第37回東京国際映画祭において『ゴジラ 4Kデジタルリマスター版』ジャパンプレミアが11月3日(日)にTOHOシネマズ日比谷で行われ、山崎貴(映画監督)、鈴木儀雄(初代ゴジラ造形助手)が登壇し、MCを笠井信輔が務めた。

10月28日(月)~11月6日(水)に日比谷・有楽町・丸の内・銀座地区で開催される第37回東京国際映画祭。ゴジラ生誕70年を記念して、ジャパンプレミア上映される『ゴジラ 4Kデジタルリマスター版』。1954年に公開され、961万人の動員を記録、その後世界中を席巻した怪獣映画の金字塔が、70年の時を経て“新4K”版で甦る。戦争と核拡散への警鐘をテーマにしながら、東京を舞台に巨大生物と人類との決戦を描く娯楽大作に仕上がっている。ゴジラが世界中に与えたインパクトは大きく、日米でシリーズ作品が製作され続けている。今回行われた舞台挨拶には、『ゴジラ−1.0』の山崎貴監督、初代ゴジラの造型助手としてスーツ制作に参加した鈴木儀雄を迎え、当時の苦労や、今まで話す事が出来なかったエピソードなどを披露した。

「(ゴジラ生誕70周年という)記念すべき日にここに立たせてもらってありがたく思っていますと挨拶した山崎監督。鈴木は「19歳の時に最初の『ゴジラ』の制作に参加させてもらいました。多摩美術大学の彫刻家の1年生だったんですけど、お金がないと言っていたら同級生が、『おじさんが『ゴジラ』という映画を作るらしいから行ってみたらどうか』と話をもらった」と『ゴジラ』への参加の経緯を振り返った。

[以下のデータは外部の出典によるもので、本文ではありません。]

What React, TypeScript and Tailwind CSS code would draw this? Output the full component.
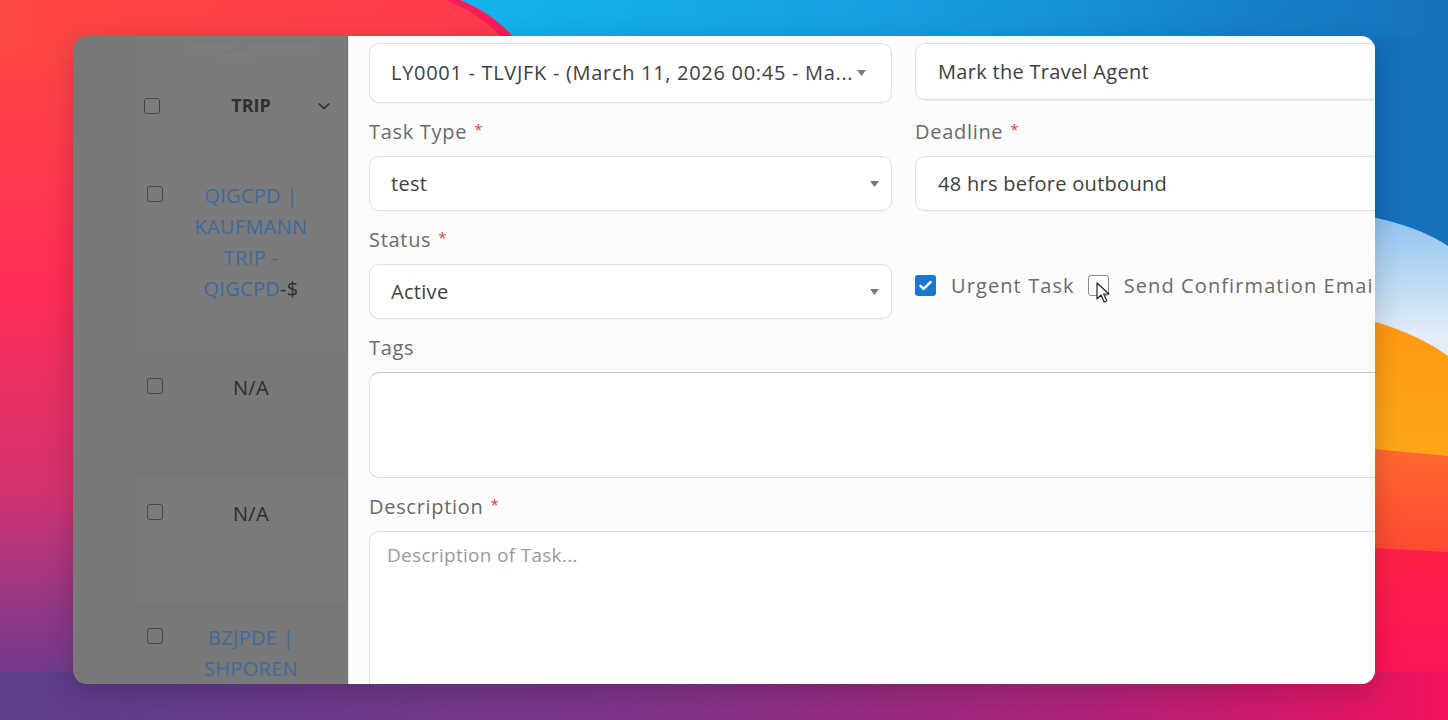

しかし、その制作では苦労も多かったようで、特に大変だったのは「材料です。プラスチックもあまり使ったことがないですから」と振り返り、「プラスチックの工場とか売るところを探して。それをどうやって使うか、どうやって作っていくかも初めてなことで、何度も失敗したり」と明かした。

そうした中で最初に作ったゴジラは動かなかったということで「重くてね。役者さんも体が大きくて力があって。中に入るんですけど、怒るわけです。芝居ができないっていうわけです」と振り返った。また、当時の写真は白黒のものしかないが、実際に作ったゴジラについて鈴木は「グレー」といい、「もちろん1色ではないです。緑色、茶色を使ってバランスは作るんですけど」と明かした。さらに撮影現場では「役者さんが一番大変だったと思う」と話す鈴木は「ライトの数がたくさんで熱い」といい、「汗の水でじゃぶじゃぶというくらい」だったという。

その『ゴジラ』を小さいころにテレビで見たという山崎監督は「怖くて。モノクロじゃないですか。ただひたすた怪獣が街を壊して人間はなすすべがない」と振り返った。また、『ゴジラ-1.0』の制作に当たっては「かなりインスパイアされている」という山崎監督は「初代の好きなところはいっぱい使わせていただいています」と伝えた。

ゴジラが街を破壊するシーンでは撮りなおしを行うこともあったそうで「そういうところはたくさんある。一つや二つではない。作る人も大変で、壊れるように作る。石膏とかいろんな材料を使って、ゴジラが踏むと壊れるように仕掛ける。失敗すると大変」といい、「フィルムも高い」と当時の苦労を語った。

最新作『ゴジラ-1.0』を手掛けた山崎監督は「僕らが作るものは初代の反核と反戦は大事にしないといけないと思います。もちろんいろんなタイプのゴジラ映画があっていいんですけど、自分としては初代が持っていた気持ちは大事にしていきたい」と語った。

フォトセッションでは、歴代の『ゴジラ』シリーズ制作に携わった41人の関係者が登場し、会場を沸かせた。